All of the investigation jobs are failing and it's not sporadic. So I'm guessing it's either a regression in os-autoinst or a change in our production infrastructure - this would have to have been introduced between 2023-12-23 and 2024-01-01.

Actions #4

Updated by AdaLovelace 11 months ago

When can we receive a working openQA environment?

Actions #5

Updated by okurz 11 months ago

Likely the same issue was brought up in https://suse.slack.com/archives/C02CANHLANP/p1704826925398509?thread_ts=1704826925.398509&cid=C02CANHLANP .

AdaLovelace wrote in #note-4:

When can we receive a working openQA environment?

Likely in the next weeks. The ticket was just set to High some days ago meaning our usual reaction time for High tickets leaves about 25 days until we would remind the team again to look into this

Actions #6

Updated by okurz 11 months ago

  • Priority changed from High to Urgent
Actions #7

Updated by okurz 11 months ago

  • Related to action #137408: Support move of s390x mainframe(s) to PRG2 - o3 size:M added
Actions #8

Updated by livdywan 11 months ago

  • Subject changed from [tools] test fails in bootloader_start because openQA can not boot for s390x to [tools] test fails in bootloader_start because openQA can not boot for s390x size:M
  • Description updated (diff)
  • Status changed from New to Workable
Actions #9

Updated by okurz 11 months ago

  • Tags set to infra
Actions #10

Updated by mkittler 11 months ago

  • Status changed from Workable to In Progress
  • Assignee set to mkittler
Actions #11

Updated by okurz 11 months ago · Edited

https://openqa.opensuse.org/tests/3860852 passed again. mkittler asked mgriessmeier in https://suse.slack.com/archives/C02CANHLANP/p1704884374336609 and mgriessmeier asked gschlotter who asked astalker who apparently un- and replugged a SFP+ connection which fixed the issue.
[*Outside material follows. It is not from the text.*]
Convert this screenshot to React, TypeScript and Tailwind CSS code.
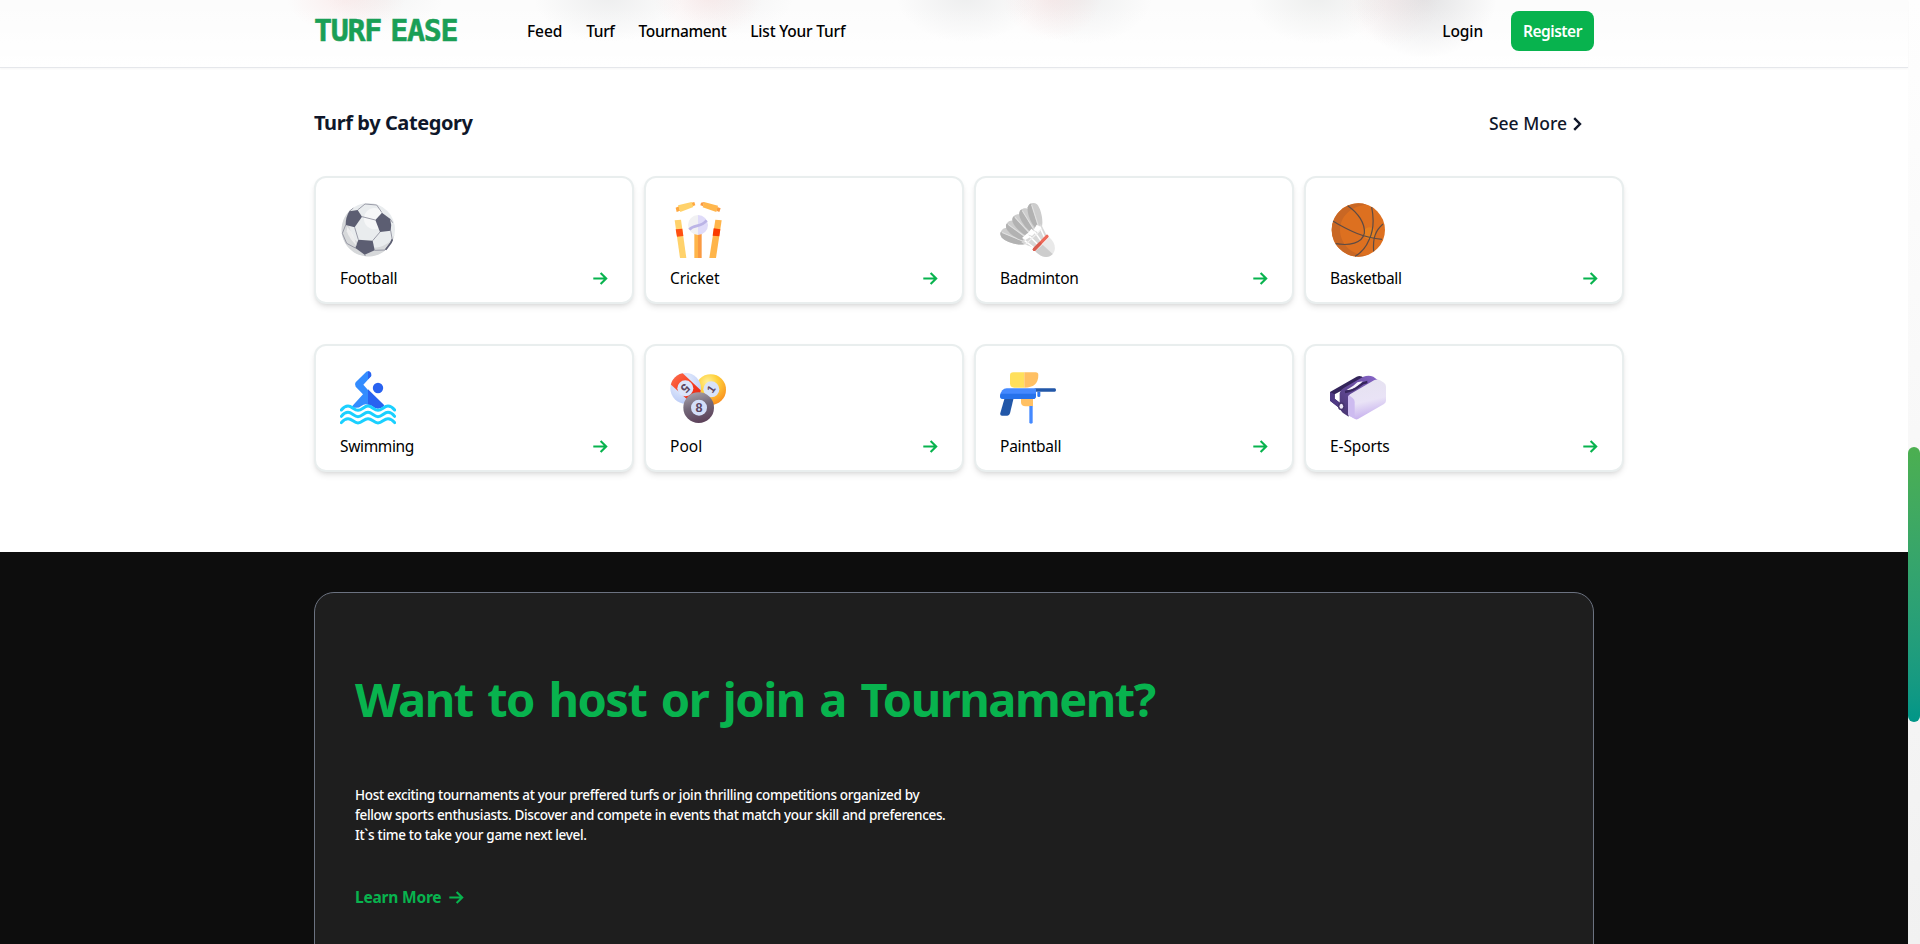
import React from "react";

type IconProps = { className?: string };

function ArrowRight({ className = "" }: IconProps) {
  return (
    <svg viewBox="0 0 15 13" className={"h-[13px] w-[15px] " + className} fill="none" stroke="currentColor" strokeWidth="2.1">
      <path d="M0.3 6.5H13.2M7.600 0.9L13.2 6.5L7.600 12.1" />
    </svg>
  );
}

function FootballIcon() {
  return (
    <svg viewBox="0 0 168 168" className="size-14">
      <circle cx="85" cy="83" r="80" fill="#e9ecee" />
      <path d="M36 20A80 80 0 1 0 163 100C140 150 60 150 36 100C24 72 24 44 36 20Z" fill="#d6d8da" />
      <circle cx="104" cy="50" r="32" fill="#f6f7f8" />
      <g fill="none" stroke="#8d8e9c" strokeWidth="2.6">
        <path d="M66 44L106 54M53 24L75 6L110 9L126 32M44 76L55 113M120 90L98 116M17 69L7 94L20 124L46 138M152 86L157 114L135 144L104 145" />
        <path d="M150 50L158 62M28 28L40 18M74 158L76 162" />
      </g>
      <path d="M157 112L153 122L137 143" fill="none" stroke="#5c5e72" strokeWidth="5" />
      <g fill="#5c5e72">
        <path d="M28 28L53 24L66 44L44 76L17 69Q17 45 28 28Z" />
        <path d="M126 32L150 50Q156 68 152 86L120 90L106 54Z" />
        <path d="M55 113L98 116L104 145L74 158L46 138Z" />
      </g>
      <path d="M22 74Q42 96 50 132Q28 110 20 88Z" fill="#f7f7f7" opacity=".7" />
    </svg>
  );
}

function CricketIcon() {
  return (
    <svg viewBox="0 0 168 168" className="size-14">
      <path d="M17 17L27 13L30 26L20 30ZM64 2L73 0L76 10L67 13Z" fill="#ffa63d" />
      <path d="M24 10L65 0L70 15L31 30Z" fill="#ffd26b" />
      <path d="M93 2L102 0L100 13L91 10ZM142 15L152 19L148 30L139 26Z" fill="#fa9a42" />
      <path d="M102 0L144 11L139 30L98 16Z" fill="#ffb74d" />
      <path d="M14 55L33 53L49 168H30Z" fill="#ffd26b" />
      <path d="M17 82L37 80L40 102L21 104Z" fill="#ff5012" />
      <path d="M136 53L155 55L138 168H118Z" fill="#ffb54a" />
      <path d="M131 79L151 82L148 103L128 101Z" fill="#fa3a00" />
      <path d="M73 92H84V168H73Z" fill="#ffb54a" />
      <path d="M84 92H95V168H84Z" fill="#fa9a42" />
      <path d="M84 39A30 30 0 0 0 84 99Z" fill="#f1f1f3" />
      <path d="M84 39A30 30 0 0 1 84 99Z" fill="#dfdbf9" />
      <path d="M58 83C72 66 92 78 110 55" fill="none" stroke="#bbb4e6" strokeWidth="8" />
    </svg>
  );
}

const feathers = [
  "translate(40 104) rotate(20)",
  "translate(54 87) rotate(34)",
  "translate(70 71) rotate(45)",
  "translate(87 56) rotate(56)",
  "translate(107 42) rotate(70)",
];

function BadmintonIcon() {
  return (
    <svg viewBox="0 0 168 168" className="size-14">
      <path d="M20 90L60 50L110 30L120 80L84 116L30 104Z" fill="#b8b8b8" />
      {feathers.map((t) => (
        <g key={t} transform={t}>
          <path d="M44 5C34 20 -12 24 -32 14C-43 7 -43 -9 -32 -16C-12 -24 34 -15 44 0Z" fill="#cdcdcd" />
          <path d="M44 5C34 20 -12 24 -32 14C-40 8 -41 4 -40 0Z" fill="#b2b2b2" />
          <path d="M-36 0L42 3" stroke="#e2e2e2" strokeWidth="3" />
        </g>
      ))}
      <path d="M64 121L84 92L104 78L123 66L141 103L105 139L72 126Z" fill="#d8d8d8" />
      <path d="M66 108L82 94L90 106L76 114ZM82 96L94 80L106 92L96 102ZM101 84L110 68L124 76L116 92Z" fill="#fff" />
      <path d="M74 116L103 138M88 102L114 128M103 88L124 118M119 74L134 107" stroke="#fff" strokeWidth="4.5" />
      <path d="M76 128L126 80" stroke="#f2f2f2" strokeWidth="3.5" />
      <path d="M106 148L148 106C164 120 170 140 159 155C146 170 124 168 106 148Z" fill="#e9e9e9" />
      <path d="M106 148L128 128L158 156C146 170 124 168 106 148Z" fill="#cdcdcd" />
      <path d="M103 142L141 103" stroke="#ed6a5a" strokeWidth="10" strokeLinecap="round" />
      <path d="M103 142L120 125" stroke="#d75c4f" strokeWidth="10" strokeLinecap="round" />
    </svg>
  );
}

function BasketballIcon() {
  return (
    <svg viewBox="0 0 168 168" className="size-14">
      <circle cx="85" cy="84" r="80" fill="#dd7020" />
      <path d="M110 8A80 80 0 1 0 110 160C60 160 30 120 30 84C30 46 60 12 110 8Z" fill="#c96724" />
      <circle cx="118" cy="94" r="18" fill="#e5801f" />
      <g fill="none" stroke="#5c4b45" strokeWidth="3.6">
        <path d="M53 11C84 32 106 64 103 94C96 124 58 132 17 125" />
        <path d="M9 58C50 80 90 106 156 112" />
        <path d="M125 15C132 50 132 82 118 112C108 136 96 152 75 163" />
        <path d="M159 66C136 86 128 108 131 148" />
      </g>
    </svg>
  );
}

function SwimmingIcon() {
  const wave =
    "M4 120C12 110 18 108 24 108C36 108 42 121 54 121C66 121 72 108 84 108C96 108 102 121 114 121C126 121 132 108 144 108C150 108 156 110 164 120";
  return (
    <svg viewBox="0 0 168 168" className="size-14">
      <path d="M84 104V60L70 44L94 18Q92 4 84 4Q80 4 76 8L47 37Q42 44 47 50L69 73L35 110Q52 118 64 108Q74 100 84 104Z" fill="#338cff" />
      <path d="M84 4Q94 5 94 14Q94 18 91 21L84 28ZM84 58L133 106Q126 116 114 116Q104 116 96 108Q90 104 84 104Z" fill="#2962f0" />
      <circle cx="114" cy="54" r="15.5" fill="#2962f0" />
      <g fill="none" stroke="#1bd0ff" strokeWidth="9" strokeLinecap="round">
        <path d={wave} />
        <path d={wave} transform="translate(0 19)" />
        <path d={wave} transform="translate(0 38)" />
      </g>
    </svg>
  );
}

function PoolIcon() {
  return (
    <svg viewBox="0 0 168 168" className="size-14">
      <defs>
        <radialGradient id="poolYellow" cx=".4" cy=".25" r=".8">
          <stop offset="0" stopColor="#fff09a" />
          <stop offset=".4" stopColor="#ffd23c" />
          <stop offset="1" stopColor="#f98a1c" />
        </radialGradient>
        <radialGradient id="poolWhite" cx=".4" cy=".3" r=".8">
          <stop offset="0" stopColor="#f2f6ff" />
          <stop offset="1" stopColor="#b3c6f5" />
        </radialGradient>
        <linearGradient id="poolRed" x1="0" y1="0" x2="1" y2="1">
          <stop offset="0" stopColor="#ff7a58" />
          <stop offset=".5" stopColor="#f5391d" />
          <stop offset="1" stopColor="#e01f10" />
        </linearGradient>
        <linearGradient id="poolBlack" x1=".3" y1="0" x2=".6" y2="1">
          <stop offset="0" stopColor="#a79fa8" />
          <stop offset=".45" stopColor="#74697a" />
          <stop offset="1" stopColor="#5b3f58" />
        </linearGradient>
        <clipPath id="poolFive">
          <circle cx="47" cy="55" r="46" />
        </clipPath>
      </defs>
      <circle cx="122" cy="59" r="46" fill="url(#poolYellow)" />
      <circle cx="47" cy="55" r="46" fill="url(#poolWhite)" />
      <g clipPath="url(#poolFive)">
        <path d="M-8 34L32 4L110 78L84 118Z" fill="url(#poolRed)" />
      </g>
      <circle cx="46" cy="55" r="24" fill="#dbe5fc" />
      <circle cx="124" cy="58" r="24" fill="#d9e3f8" />
      <circle cx="86" cy="113" r="46" fill="url(#poolBlack)" />
      <circle cx="87" cy="113" r="24" fill="#d3def9" />
      <g fill="#5b4560" fontFamily="Liberation Sans, sans-serif" fontWeight="700" fontSize="38" textAnchor="middle">
        <text transform="translate(46 55) rotate(135)" y="13">5</text>
        <text transform="translate(123 57) rotate(-55)" y="12" fontSize="33">1</text>
        <text x="87" y="127">8</text>
      </g>
    </svg>
  );
}

function PaintballIcon() {
  return (
    <svg viewBox="0 0 168 168" className="size-14">
      <path d="M73 7H40Q30 7 30 17V40Q30 53 43 53H73Z" fill="#ffe05c" />
      <path d="M73 7H107Q115 7 115 15Q115 53 73 53Z" fill="#ffc063" />
      <path d="M104 55H164Q168 55 168 60Q168 65 164 65H104Z" fill="#2257a8" />
      <path d="M112 65H121V77Q121 81 116.5 81Q112 81 112 77Z" fill="#2d78ef" />
      <path d="M14 84H41L30 130Q28 137 22 137H6Q-1 137 1 129Z" fill="#2257a8" />
      <path d="M63 85H99V109H77Q63 109 63 96Z" fill="#ffc063" />
      <path d="M88 108H98V157Q98 161 93 161Q88 161 88 157Z" fill="#4489ff" />
      <path d="M20 55H108V77Q108 87 98 87H9Q0 87 0 78Q4 55 20 55Z" fill="#4489ff" />
      <path d="M2 71H108V77Q108 87 98 87H9Q0 87 0 78Z" fill="#2672eb" />
    </svg>
  );
}

function HeadsetIcon() {
  return (
    <svg viewBox="0 0 168 168" className="size-14">
      <defs>
        <linearGradient id="visor" x1=".35" y1=".1" x2=".55" y2="1">
          <stop offset="0" stopColor="#e6e2f1" />
          <stop offset=".5" stopColor="#e9e3f6" />
          <stop offset="1" stopColor="#c3abed" />
        </linearGradient>
        <linearGradient id="mask" x1="0" y1="1" x2="1" y2="0">
          <stop offset="0" stopColor="#43316c" />
          <stop offset="1" stopColor="#8a68cc" />
        </linearGradient>
      </defs>
      <path d="M0 66L80 20Q92 15 102 24L98 34L82 37L14 73V86L34 102L40 124L28 114L0 92Z" fill="#33245a" />
      <path d="M0 66L14 73V86L34 102L40 124L0 92Z" fill="#4f3984" />
      <path d="M29 70Q32 58 45 52L100 20Q116 14 130 20L146 32L56 86V140L38 128Q28 120 29 96Z" fill="url(#mask)" />
      <path d="M50 60L70 47L82 37L98 34Q90 50 62 60Z" fill="#f6f3fb" />
      <path d="M45 66Q70 62 86 49Q98 38 112 36" fill="none" stroke="#36265c" strokeWidth="7" />
      <ellipse cx="34" cy="109" rx="10" ry="12" fill="#46346e" />
      <ellipse cx="34" cy="109" rx="5.5" ry="7.5" fill="#eee9f8" />
      <path d="M54 84Q54 78 60 73L132 31Q142 26 150 31L162 38Q168 42 168 50V92Q168 98 162 102L84 147Q79 150 74 146L59 138Q54 135 54 130Z" fill="url(#visor)" />
      <path d="M54 84Q54 78 57 76L68 84Q74 88 74 96V146L59 138Q54 135 54 130Z" fill="#cdbbf0" />
    </svg>
  );
}

const categories = [
  { name: "Football", Icon: FootballIcon, tracking: "tracking-[-0.15px]" },
  { name: "Cricket", Icon: CricketIcon, tracking: "tracking-[-0.12px]" },
  { name: "Badminton", Icon: BadmintonIcon, tracking: "tracking-[-0.25px]" },
  { name: "Basketball", Icon: BasketballIcon, tracking: "tracking-[-0.35px]" },
  { name: "Swimming", Icon: SwimmingIcon, tracking: "tracking-[-0.35px]" },
  { name: "Pool", Icon: PoolIcon, tracking: "tracking-normal" },
  { name: "Paintball", Icon: PaintballIcon, tracking: "tracking-[-0.25px]" },
  { name: "E-Sports", Icon: HeadsetIcon, tracking: "tracking-[-0.1px]" },
];

function Header() {
  return (
    <header className="relative h-[68px] shrink-0 border-b border-[#e5e7eb] bg-[#fcfcfc] shadow-[0_1px_2px_rgba(0,0,0,0.04)]">
      <div className="absolute inset-0 bg-[radial-gradient(60px_38px_at_346px_-4px,rgba(240,150,150,0.15),transparent),radial-gradient(60px_38px_at_385px_-6px,rgba(120,130,130,0.06),transparent),radial-gradient(75px_46px_at_608px_-4px,rgba(110,115,120,0.1),transparent),radial-gradient(55px_42px_at_708px_-4px,rgba(240,150,150,0.14),transparent),radial-gradient(60px_42px_at_735px_-6px,rgba(110,115,120,0.06),transparent),radial-gradient(70px_46px_at_966px_-4px,rgba(110,115,120,0.1),transparent),radial-gradient(50px_44px_at_1052px_-4px,rgba(240,150,150,0.14),transparent),radial-gradient(70px_48px_at_1083px_-4px,rgba(110,115,120,0.09),transparent),radial-gradient(70px_48px_at_1318px_-4px,rgba(110,120,115,0.1),transparent),radial-gradient(50px_48px_at_1390px_-2px,rgba(240,170,170,0.1),transparent),radial-gradient(72px_62px_at_1425px_-4px,rgba(95,95,105,0.16),transparent),linear-gradient(to_bottom,transparent,#ffffff)]" />
      <div className="relative mx-auto flex h-[62px] w-[1280px] items-center">
        <span className="w-[213px] whitespace-nowrap font-['DejaVu_Sans_Mono',monospace] text-[30px] leading-[30px] font-bold tracking-[-1.3px] [word-spacing:-7.5px] text-[#1a9f56] [-webkit-text-stroke:0.5px_#1a9f56]">
          TURF EASE
        </span>
        <nav className="flex items-center gap-6 text-[15.5px] leading-6 font-medium text-black">
          <a className="tracking-[-0.1px]">Feed</a>
          <a className="tracking-[-0.35px]">Turf</a>
          <a className="tracking-[-0.35px]">Tournament</a>
          <a className="tracking-[-0.2px]">List Your Turf</a>
        </nav>
        <div className="ml-auto flex items-center gap-7 text-[15.5px] leading-6">
          <a className="font-medium tracking-[-0.1px] text-black">Login</a>
          <button className="flex h-10 w-[83px] items-center justify-center rounded-lg bg-[#08b34e] font-semibold tracking-[-0.5px] text-white">
            Register
          </button>
        </div>
      </div>
    </header>
  );
}

export default function App() {
  return (
    <div className="flex h-[944px] w-[1920px] overflow-hidden bg-white font-['Noto_Sans',sans-serif]">
      <div className="flex w-[1908px] flex-col">
        <Header />
        <main className="flex flex-1 flex-col">
          <section className="h-[484px] shrink-0 px-[314px] pt-[41px]">
            <div className="flex h-7 items-center justify-between pr-3 text-[#0f172a]">
              <h2 className="text-[20px] leading-7 font-bold tracking-[-0.42px]">Turf by Category</h2>
              <a className="flex items-center gap-1.5 text-[17.5px] leading-7 font-medium">
                See More
                <svg viewBox="0 0 9 14" className="mt-px h-3.5 w-[9px]" fill="none" stroke="currentColor" strokeWidth="2.4">
                  <path d="M1.2 1.2L7 7L1.2 12.8" />
                </svg>
              </a>
            </div>
            <div className="mt-[39px] grid grid-cols-[repeat(4,320px)] gap-x-2.5 gap-y-10">
              {categories.map(({ name, Icon, tracking }) => (
                <article
                  key={name}
                  className="flex h-32 flex-col gap-2 rounded-xl border-2 border-[#e9eeee] bg-white px-6 pt-6 shadow-[0_4px_6px_-1px_rgba(0,0,0,0.1),0_2px_4px_-2px_rgba(0,0,0,0.1)]"
                >
                  <Icon />
                  <div className="flex h-6 items-center justify-between">
                    <p className={"text-[15.5px] leading-6 text-black " + tracking}>{name}</p>
                    <ArrowRight className="text-[#08b34e]" />
                  </div>
                </article>
              ))}
            </div>
          </section>
          <section className="flex-1 bg-[#0d0d0d] px-[314px] pt-10">
            <div className="h-[400px] rounded-[20px] border border-[#6b7280] bg-[#1e1e1e] px-10 pt-[75px]">
              <h1 className="text-[47px] leading-[62px] font-bold tracking-[-1.5px] whitespace-nowrap [word-spacing:3.8px] text-[#08b34e]">
                Want to host or join a Tournament?
              </h1>
              <p className="mt-[55px] text-[13.5px] leading-5 font-medium tracking-[-0.32px] whitespace-nowrap text-white">
                Host exciting tournaments at your preffered turfs or join thrilling competitions organized by
                <br />
                fellow sports enthusiasts. Discover and compete in events that match your skill and preferences.
                <br />
                It`s time to take your game next level.
              </p>
              <a className="mt-10 flex items-center gap-2 text-[15.5px] leading-6 font-bold tracking-[-0.2px] text-[#08b34e]">
                Learn More
                <ArrowRight />
              </a>
            </div>
          </section>
        </main>
      </div>
      <div className="w-3 bg-linear-to-b from-[#fefefe] to-[#f1f1f1] pt-[447px]">
        <div className="h-[275px] rounded-full bg-linear-to-b from-[#4caf50] to-[#009688]" />
      </div>
    </div>
  );
}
From o3 I can also now ping s390zl11:

okurz@new-ariel:~> ping s390zl11.openqanet.opensuse.org 
PING s390zl11.openqanet.opensuse.org (10.150.1.41) 56(84) bytes of data.
64 bytes from s390zl11.openqanet.opensuse.org (10.150.1.41): icmp_seq=1 ttl=60 time=0.597 ms

I retriggered other failures in https://openqa.opensuse.org/tests/overview?build=20240107&groupid=34&version=Tumbleweed&distri=opensuse as well and if ok then you can resolve the ticket. continue.

It seems on w23 services like container-openqaworker23_container_102.service are disabled. I suggest you check 102-104

Actions #12

Updated by mkittler 11 months ago · Edited

  • Status changed from In Progress to Feedback

I enabled/started the other worker slots as well and it looks like it works, e.g. https://openqa.opensuse.org/tests/3860905 is currently running.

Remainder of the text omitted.